In an ideal world, local community neighbourhood councils would run the local schools, and they would only make major decisions from discussion and direct vote at a mass public meeting. That way, schools would be closed or opened only when a majority of local people wanted it. That may seem radical – until it is remembered that it is our tax money that is paying for the whole structure.

Both the SNP’s and (especially) the Liberal Democrat’s 2007 manifestos talk big about extending power to local ward area committees and community councils, in ways that would be a major step towards my ideal political structure. Local area committees and community councils are almost entirely powerless at the moment. But both those parties are better at talking about this than actually doing it. Because once politicians taste power, they become very reluctant to hand it away – unless forced to by public action. For that matter, both manifestos also come out against school closures. (The relevant excepts of the two manifestos are included as an appendix. They make ironic reading in light of the current closures in Edinburgh).

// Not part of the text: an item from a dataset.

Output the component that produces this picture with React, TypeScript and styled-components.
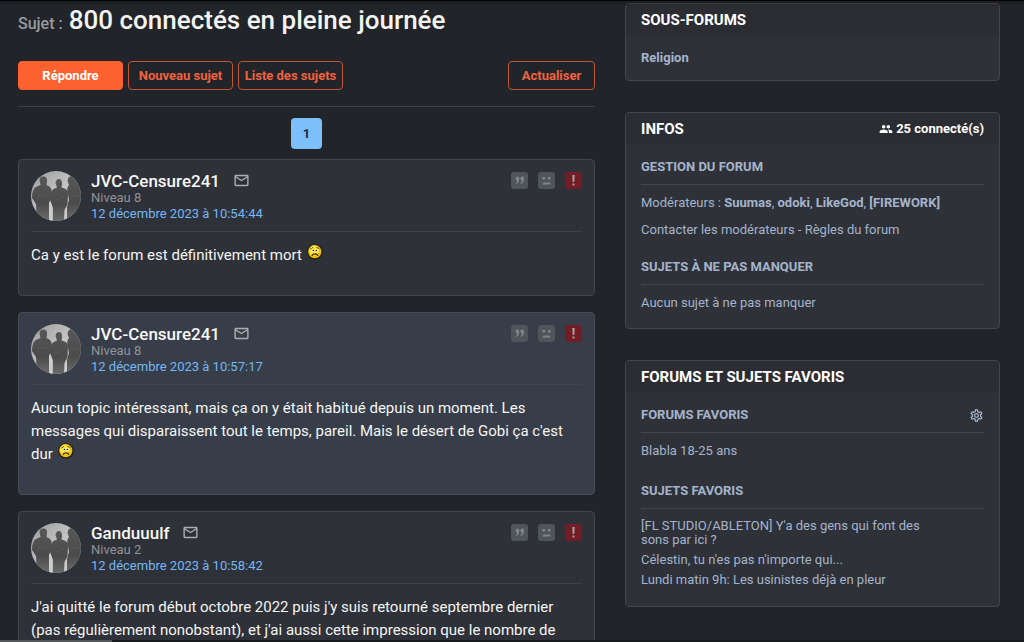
import React from "react";
import styled, { createGlobalStyle } from "styled-components";
import { MdMailOutline, MdPeople, MdOutlineSettings } from "react-icons/md";

const GlobalStyle = createGlobalStyle`
  *, *::before, *::after { box-sizing: border-box; }
  html { scrollbar-width: none; background: #212429; }
  body {
    margin: 0;
    background: #212429;
    color: #f2f2f2;
    font-family: Roboto, "Liberation Sans", sans-serif;
    font-size: 13px;
    line-height: 20px;
  }
  h1, h2, h3, p, ul { margin: 0; padding: 0; }
  ul { list-style: none; }
  a { color: inherit; text-decoration: none; }
  button { font-family: inherit; cursor: pointer; }
`;

const HeaderEdge = styled.div`
  position: fixed;
  inset: 0 0 auto 0;
  height: 1px;
  background: #030304;
  box-shadow: 0 0 5px 1px rgba(0, 0, 0, 0.5);
`;

const StatusEdge = styled.div`
  position: fixed;
  inset: auto 0 0 0;
  height: 2px;
  background: linear-gradient(90deg, #55565a 112px, #17191c 112px);
`;

const Page = styled.div`
  display: grid;
  grid-template-columns: minmax(0, 1fr) 375px;
  gap: 30px;
  align-items: start;
  padding: 3px 24px 0 18px;
`;

const Title = styled.h1`
  display: flex;
  align-items: baseline;
  gap: 6px;
  color: #f4f4f4;
  font-size: 26px;
  font-weight: 500;
  line-height: 34px;
`;

const TitleLabel = styled.span`
  color: #999b9f;
  font-size: 16px;
`;

const Toolbar = styled.div`
  display: flex;
  gap: 5px;
  margin-top: 20px;
  padding-bottom: 16px;
  border-bottom: 1px solid #3d4046;
`;

const Button = styled.button<{ $primary?: boolean; $end?: boolean }>`
  height: 29px;
  min-width: ${(p) => (p.$end ? "87px" : "105px")};
  margin-left: ${(p) => (p.$end ? "auto" : "0")};
  padding: 0 5px;
  border: 1px solid ${(p) => (p.$primary ? "#fc612f" : "#c35539")};
  border-radius: 4px;
  background: ${(p) => (p.$primary ? "#fc612f" : "transparent")};
  color: ${(p) => (p.$primary ? "#fff" : "#f0623f")};
  font-size: 13px;
  font-weight: 700;
`;

const Pagination = styled.nav`
  display: flex;
  justify-content: center;
  padding: 11px 0 10px;
`;

const PageLink = styled.a`
  display: flex;
  align-items: center;
  justify-content: center;
  width: 31px;
  height: 31px;
  border-radius: 4px;
  background: #7cc0fb;
  color: #1d2b38;
  font-weight: 700;
`;

const Messages = styled.div`
  display: flex;
  flex-direction: column;
  gap: 16px;
`;

const Card = styled.article<{ $alt?: boolean }>`
  padding: 11px 12px 28px;
  border: 1px solid ${(p) => (p.$alt ? "#464c55" : "#42454b")};
  border-radius: 4px;
  background: ${(p) => (p.$alt ? "#373e49" : "#2e3138")};
`;

const CardHeader = styled.header<{ $alt?: boolean }>`
  display: flex;
  gap: 10px;
  padding-bottom: 9px;
  border-bottom: 1px solid ${(p) => (p.$alt ? "#414750" : "#3d4046")};
`;

const AvatarFrame = styled.svg`
  flex: none;
  width: 50px;
  height: 50px;
  border-radius: 50%;
`;

const Identity = styled.div`
  display: flex;
  flex: 1;
  flex-direction: column;
`;

const NameRow = styled.div`
  display: flex;
  align-items: center;
  gap: 13px;
  height: 19px;
`;

const Name = styled.a`
  color: #f7f7f7;
  font-size: 17px;
  font-weight: 500;
`;

const MailLink = styled.a`
  display: flex;
  color: #aaacb0;
  font-size: 17px;
`;

const Level = styled.span`
  color: #909297;
  line-height: 16px;
`;

const DateLink = styled.a`
  color: #75b7f2;
  line-height: 16px;
`;

const Actions = styled.div`
  display: flex;
  gap: 10px;
  padding-top: 1px;
`;

const Action = styled.button<{ $danger?: boolean }>`
  width: 17px;
  height: 17px;
  padding: 0;
  border: 0;
  border-radius: 3px;
  background: ${(p) => (p.$danger ? "#721d25" : "#50545b")};
  color: ${(p) => (p.$danger ? "#aaa0a2" : "#80848b")};

  svg { display: block; }
`;

const Body = styled.p`
  margin-top: 12px;
  color: #f5f5f5;
  font-size: 15px;
  line-height: 23px;
`;

const Smiley = styled.svg`
  width: 16px;
  height: 16px;
  margin-left: 1px;
  vertical-align: 0;
`;

const Sidebar = styled.aside`
  display: flex;
  flex-direction: column;
  gap: 31px;
`;

const Panel = styled.section`
  overflow: hidden;
  border: 1px solid #42454b;
  border-radius: 4px;
  background: #2e3138;
  color: #a5b4cb;
`;

const PanelHeader = styled.header`
  display: flex;
  align-items: center;
  justify-content: space-between;
  height: 31px;
  padding: 0 15px;
  background: #2b2d33;
  color: #fff;
`;

const PanelTitle = styled.h2`
  font-size: 15px;
  font-weight: 700;
  text-transform: uppercase;
`;

const Connected = styled.a`
  display: flex;
  align-items: center;
  gap: 3px;
  font-weight: 700;

  svg { font-size: 14px; }
`;

const PanelBody = styled.div<{ $gap?: number; $end: number }>`
  display: flex;
  flex-direction: column;
  gap: ${(p) => p.$gap ?? 0}px;
  padding: 13px 15px ${(p) => p.$end}px;
`;

const GroupHeader = styled.header`
  display: flex;
  align-items: center;
  justify-content: space-between;
  margin-bottom: 8px;
  padding-bottom: 7px;
  border-bottom: 1px solid #42464d;
`;

const GroupTitle = styled.h3`
  font-size: 13px;
  font-weight: 700;
  line-height: 20px;
  text-transform: uppercase;
`;

const SettingsButton = styled.button`
  display: flex;
  padding: 0;
  border: 0;
  background: none;
  color: inherit;
`;

const Line = styled.p`
  & + & { margin-top: 7px; }
`;

const StrongLink = styled.a`
  font-weight: 700;
`;

const Topics = styled.ul`
  display: flex;
  flex-direction: column;
  gap: 6px;
  max-width: 300px;
  padding-top: 2px;
  line-height: 14px;
`;

function Avatar() {
  return (
    <AvatarFrame viewBox="0 0 50 50" role="img" aria-label="Avatar">
      <defs>
        <linearGradient id="sky" x1="0" y1="0" x2="1" y2="1">
          <stop offset="0" stopColor="#999" />
          <stop offset=".5" stopColor="#c5c5c5" />
          <stop offset="1" stopColor="#aaa" />
        </linearGradient>
        <linearGradient id="cloth" x1="0" y1="0" x2="0" y2="1">
          <stop offset="0" stopColor="#575757" />
          <stop offset=".6" stopColor="#4b4b4b" />
          <stop offset="1" stopColor="#6b6b6b" />
        </linearGradient>
      </defs>
      <rect width="50" height="50" fill="url(#sky)" />
      <g fill="url(#cloth)">
        <path d="M8.500 9.500Q8.500 5.500 12.500 5.500T16 10.500L15.500 14Q20 15.500 20.500 19L20 27 18 32V50H6L5 33 1 27Q1 17 6 15.500L9.500 14Z" />
        <path d="M24.500 12Q25 8 28 8T31 12.500L30.500 16.500Q36 17.500 37 21L36.500 33 34 38V50H22V37L19.500 30 18 27.500 20.500 20Q22 17.500 26 16.500Z" />
        <path d="M36.500 10Q37 5 41 5L50 6V50H36V36L38 29 36.500 21Q35.500 17 38 14Z" />
      </g>
      <path d="M18 32 21 34V50H18ZM33.500 39 36 36V50H33Z" fill="#cdcdcd" />
      <path d="M7 25Q11 22 16 25M23 28Q28 30 33 26M39 24Q43 27 48 24" fill="none" stroke="#5e5e5e" strokeWidth=".7" />
    </AvatarFrame>
  );
}

function SadFace() {
  return (
    <Smiley viewBox="0 0 16 16" role="img" aria-label="Triste">
      <circle cx="8" cy="8" r="7.800" fill="#2a2205" />
      <circle cx="7.800" cy="7.600" r="6.600" fill="#e9c013" />
      <ellipse cx="7" cy="6.500" rx="5" ry="5" fill="#fbe23a" />
      <path d="M3.200 5.200 6 3.400M9.300 3.200l2.900 1.500" stroke="#604900" strokeWidth=".9" />
      <ellipse cx="5.800" cy="6.600" rx="1.500" ry="1.600" fill="#fff8c0" />
      <ellipse cx="9.800" cy="6.600" rx="1.500" ry="1.600" fill="#fff8c0" />
      <circle cx="6.300" cy="6.500" r=".8" fill="#1b1600" />
      <circle cx="9.400" cy="6.500" r=".8" fill="#1b1600" />
      <path d="M4.900 11.800Q5.500 9.800 8 9.800T11 11.800" fill="none" stroke="#4c3500" strokeWidth="1.200" />
    </Smiley>
  );
}

interface MessageProps {
  author: string;
  level: number;
  date: string;
  alt?: boolean;
  children: React.ReactNode;
}

function Message({ author, level, date, alt, children }: MessageProps) {
  return (
    <Card $alt={alt}>
      <CardHeader $alt={alt}>
        <Avatar />
        <Identity>
          <NameRow>
            <Name href="#">{author}</Name>
            <MailLink href="#" aria-label="Envoyer un message privé"><MdMailOutline /></MailLink>
          </NameRow>
          <Level>Niveau {level}</Level>
          <DateLink href="#">{date}</DateLink>
        </Identity>
        <Actions>
          <Action aria-label="Citer">
            <svg width="17" height="17" viewBox="0 0 17 17" fill="currentColor">
              <path d="M4.500 6.500a1.900 1.900 0 1 1 3.800 0Q8.300 10.500 5.200 12L4.700 11.200Q6.200 10 6.200 8.400 4.500 8.200 4.500 6.500ZM9.300 6.500a1.900 1.900 0 1 1 3.800 0Q13.100 10.500 10 12L9.500 11.200Q11 10 11 8.400 9.300 8.200 9.300 6.500Z" />
            </svg>
          </Action>
          <Action aria-label="Ignorer">
            <svg width="17" height="17" viewBox="0 0 17 17" fill="currentColor">
              <path d="M4.500 5h2.500v2.500H4.500ZM10 5h2.500v2.500H10ZM4.500 12.500Q4.500 10.500 6 10.500h5q1.500 0 1.500 2Z" />
            </svg>
          </Action>
          <Action $danger aria-label="Signaler">
            <svg width="17" height="17" viewBox="0 0 17 17" fill="currentColor">
              <path d="M7.300 3h2.400l-.4 7H7.700ZM7.500 11.500h2v2h-2Z" />
            </svg>
          </Action>
        </Actions>
      </CardHeader>
      <Body>{children}</Body>
    </Card>
  );
}

export default function App() {
  return (
    <>
      <GlobalStyle />
      <Page>
        <main>
          <Title><TitleLabel>Sujet :</TitleLabel> 800 connectés en pleine journée</Title>
          <Toolbar>
            <Button $primary>Répondre</Button>
            <Button>Nouveau sujet</Button>
            <Button>Liste des sujets</Button>
            <Button $end>Actualiser</Button>
          </Toolbar>
          <Pagination aria-label="Pages"><PageLink href="#">1</PageLink></Pagination>
          <Messages>
            <Message author="JVC-Censure241" level={8} date="12 décembre 2023 à 10:54:44">
              Ca y est le forum est définitivement mort <SadFace />
            </Message>
            <Message alt author="JVC-Censure241" level={8} date="12 décembre 2023 à 10:57:17">
              Aucun topic intéressant, mais ça on y était habitué depuis un moment. Les messages qui
              disparaissent tout le temps, pareil. Mais le désert de Gobi ça c'est dur <SadFace />
            </Message>
            <Message author="Ganduuulf" level={2} date="12 décembre 2023 à 10:58:42">
              J'ai quitté le forum début octobre 2022 puis j'y suis retourné septembre dernier (pas
              régulièrement nonobstant), et j'ai aussi cette impression que le nombre de
            </Message>
          </Messages>
        </main>
        <Sidebar>
          <Panel>
            <PanelHeader><PanelTitle>Sous-forums</PanelTitle></PanelHeader>
            <PanelBody $end={12}><Line><StrongLink href="#">Religion</StrongLink></Line></PanelBody>
          </Panel>
          <Panel>
            <PanelHeader>
              <PanelTitle>Infos</PanelTitle>
              <Connected href="#"><MdPeople />25 connecté(s)</Connected>
            </PanelHeader>
            <PanelBody $gap={17} $end={15}>
              <section>
                <GroupHeader><GroupTitle>Gestion du forum</GroupTitle></GroupHeader>
                <Line>
                  Modérateurs : <StrongLink href="#">Suumas</StrongLink>, <StrongLink href="#">odoki</StrongLink>,{" "}
                  <StrongLink href="#">LikeGod</StrongLink>, <StrongLink href="#">[FIREWORK]</StrongLink>
                </Line>
                <Line><a href="#">Contacter les modérateurs</a> - <a href="#">Règles du forum</a></Line>
              </section>
              <section>
                <GroupHeader><GroupTitle>Sujets à ne pas manquer</GroupTitle></GroupHeader>
                <Line>Aucun sujet à ne pas manquer</Line>
              </section>
            </PanelBody>
          </Panel>
          <Panel>
            <PanelHeader><PanelTitle>Forums et sujets favoris</PanelTitle></PanelHeader>
            <PanelBody $gap={20} $end={19}>
              <section>
                <GroupHeader>
                  <GroupTitle>Forums favoris</GroupTitle>
                  <SettingsButton aria-label="Gérer les favoris"><MdOutlineSettings size={15} /></SettingsButton>
                </GroupHeader>
                <Line><a href="#">Blabla 18-25 ans</a></Line>
              </section>
              <section>
                <GroupHeader><GroupTitle>Sujets favoris</GroupTitle></GroupHeader>
                <Topics>
                  <li><a href="#">[FL STUDIO/ABLETON] Y'a des gens qui font des sons par ici ?</a></li>
                  <li><a href="#">Célestin, tu n'es pas n'importe qui...</a></li>
                  <li><a href="#">Lundi matin 9h: Les usinistes déjà en pleur</a></li>
                </Topics>
              </section>
            </PanelBody>
          </Panel>
        </Sidebar>
      </Page>
      <HeaderEdge />
      <StatusEdge />
    </>
  );
}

In an ideal world, parents should have sufficient free time off work to help raise their own children without relying solely on long school days and out of hours childcare. Childhood would become more a time of happiness, freedom, and play than of forced classroom attendance. Education would aim to develop rounded human beings more than drilling children for future service in a soulless labour market.

Someday I hope these things will be achieved. But in the meantime we are stuck with state schooling for our kids, and the job market we have, and it is up to us to make sure it is the best we can get for them. No one else is going to fight on their behalf.